I didn’t know if what I said to her was helpful.
I just knew it was true.
In the Book of Acts, a man crippled from birth sits on the streets of Lystra and listens intently as Paul and Barnabas preach. Seeing him, Paul discerns the strength of the lame man’s faith. The apostle exhorts the crippled man in a loud voice, “Stand upright on your feet.” Luke reports that immediately the man “sprang up and began to walk.”
Just as quickly, the bystanders begin to shout in their Lycaonian language, positing Paul and Barnabas as avatars of their pagan deities, “”The gods have come down to us in human form!”” The denizens of Lystra then identify Barnabas as Zeus while Paul, they surmise from his role as chief speaker, must be Hermes.
According to Luke, all of Lystra kicks into cultic gear. “The priest of Zeus,” Luke writes, “whose temple was just outside the city, brought oxen and garlands to the gates; he and the crowds wanted to offer sacrifice.”
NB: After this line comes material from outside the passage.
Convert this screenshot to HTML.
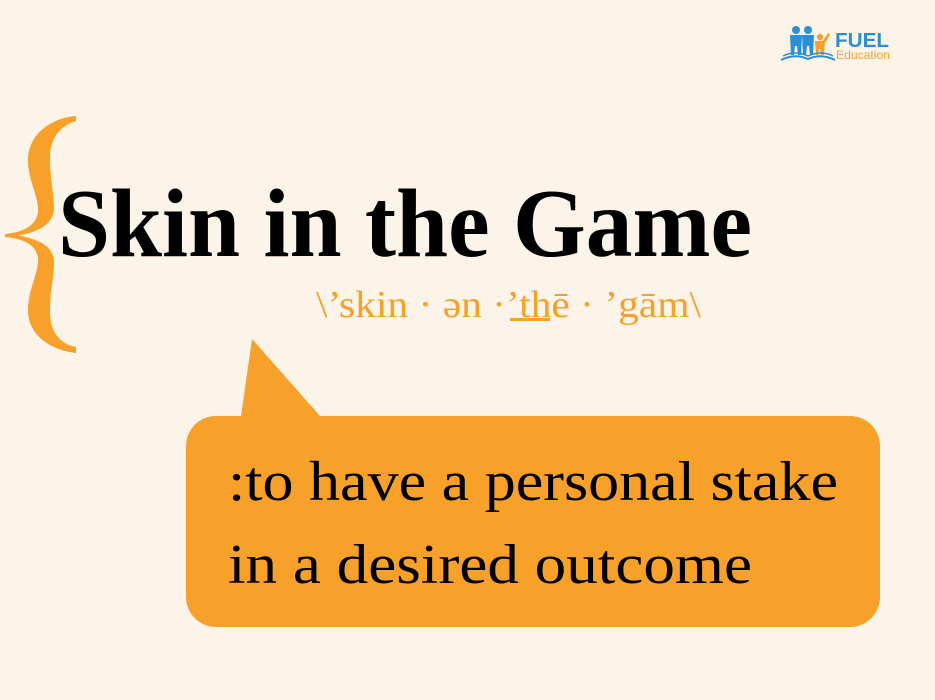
<!DOCTYPE html>
<html><head><meta charset="utf-8"><style>
html,body{margin:0;padding:0;background:#fdf4e9;}
svg{display:block}
</style></head><body>
<svg width="935" height="700" viewBox="0 0 935 700" xmlns="http://www.w3.org/2000/svg">
<rect width="935" height="700" fill="#fdf4e9"/>
<!-- logo -->
<g>
  <circle cx="796" cy="30" r="4" fill="#2a8fd8"/>
  <circle cx="808" cy="30" r="4" fill="#2a8fd8"/>
  <circle cx="820" cy="37" r="3.2" fill="#f7a12a"/>
  <path d="M790 35 h12 l-1 20 h-3 l-1 -9 h-2 l-1 9 h-3 z" fill="#2a8fd8"/>
  <path d="M802 35 h12 l-1 20 h-3 l-1 -9 h-2 l-1 9 h-3 z" fill="#2a8fd8"/>
  <path d="M815 41 h10 l-1 14 h-3 l-1 -6 h-1 l-1 6 h-2 z M823 41 l5 -8 l2 1 l-4 8 z" fill="#f7a12a"/>
  <path d="M781 60 Q795 53 808 59 Q821 53 835 60" fill="none" stroke="#2a8fd8" stroke-width="2"/>
  <path d="M783 56 Q795 50 808 56 Q821 50 833 56" fill="none" stroke="#2a8fd8" stroke-width="1.5"/>
  <text x="835" y="47" font-family="Liberation Sans, sans-serif" font-weight="bold" font-size="20" fill="#2a8fd8" textLength="54" lengthAdjust="spacingAndGlyphs">FUEL</text>
  <text x="836" y="59" font-family="Liberation Sans, sans-serif" font-size="12" fill="#f7a12a" textLength="54" lengthAdjust="spacingAndGlyphs">Education</text>
</g>
<!-- brace -->
<path fill="#f7a12a" d="M76,116 C50,118 28,135 28,160 C28,180 38,195 38,210 C38,222 28,232 5,234 L5,237 C28,239 38,248 38,260 C38,275 28,290 28,310 C28,335 50,350 76,353 L76,347 C60,344 50,332 50,312 C50,290 54,278 54,262 C54,250 45,240 18,235.5 C45,231 54,220 54,208 C54,192 50,180 50,158 C50,138 60,126 76,121 Z"/>
<!-- title -->
<text x="58" y="256" font-family="Liberation Serif, serif" font-weight="bold" font-size="98" fill="#000" textLength="694" lengthAdjust="spacingAndGlyphs">Skin in the Game</text>
<!-- pronunciation -->
<text x="316" y="317" font-family="Liberation Serif, serif" font-size="38" fill="#f7a12a" textLength="385" lengthAdjust="spacingAndGlyphs">\’skin · ən ·’thē · ’gām\</text>
<rect x="510" y="318" width="40" height="3" fill="#f7a12a"/>
<!-- bubble -->
<polygon points="241,416 252,339 320,416" fill="#f7a12a"/>
<rect x="186" y="416" width="694" height="211" rx="30" fill="#f7a12a"/>
<text x="228" y="500" font-family="Liberation Serif, serif" font-size="56" fill="#000" textLength="610" lengthAdjust="spacingAndGlyphs">:to have a personal stake</text>
<text x="228" y="583" font-family="Liberation Serif, serif" font-size="56" fill="#000" textLength="524" lengthAdjust="spacingAndGlyphs">in a desired outcome</text>
</svg>
</body></html>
Unlike C3PO in Bright Tree Village, Paul emphatically rejects the honor. The apostles tear their clothes and rush out into the crowd, shouting, “Friends, why are you doing this? We are mortals just like you.” And then Paul announces the purpose of their travels, “We are here to speak the gospel to you; so that, you may turn from such barren deities to the living God.”
Pay attention to the conjunction, “so that.”
Mind the prepositions, “from” and “to.”
“We are here to speak the gospel to you,” Paul announces, “so that, you may turn from such barren deities to the living God.”
If you were so motivated to come out on a beautiful Southern California summer day to listen to an Enneagram 8 jaw on about Jesus, then presumably you have already heard the gospel that the apostles uttered in that pagan city. You have heard this gospel. You have received it in trust, as promise not threat. And, as Luther commended, you cling to your baptism into it.
Moreover, having heard this gospel and trusted it and been drowned in it, your charge is now no different than the one laid upon the apostles. Your baptism is also your ordination, Gerhard Forde insisted; therefore, you are called to gospel others.
Just so, my question is both simple and necessary yet seldom examined.
What is the gospel?
Last fall I co-taught a homiletics course at Duke Divinity School. The class had about thirty-five students in it, working preachers of all ages from across the breadth of Christ’s church. Figuring that it was a waste of time to talk about the how of preaching if we could not establish the what or why of preaching, I began by asking them the straightforward question, “What is the gospel?”
Their answers skipped all over the place.
Tellingly, even the preachers whose answers came closest to the apostolic kerygma (as it is defined in 1 Corinthians 15) betrayed no visible confidence they in fact had answered more or less faithfully.
Perhaps the confusion is due to a lack of clarity about the answer to still another question.
What is the gospel supposed to do?
What is the gospel supposed to do for those who hear it?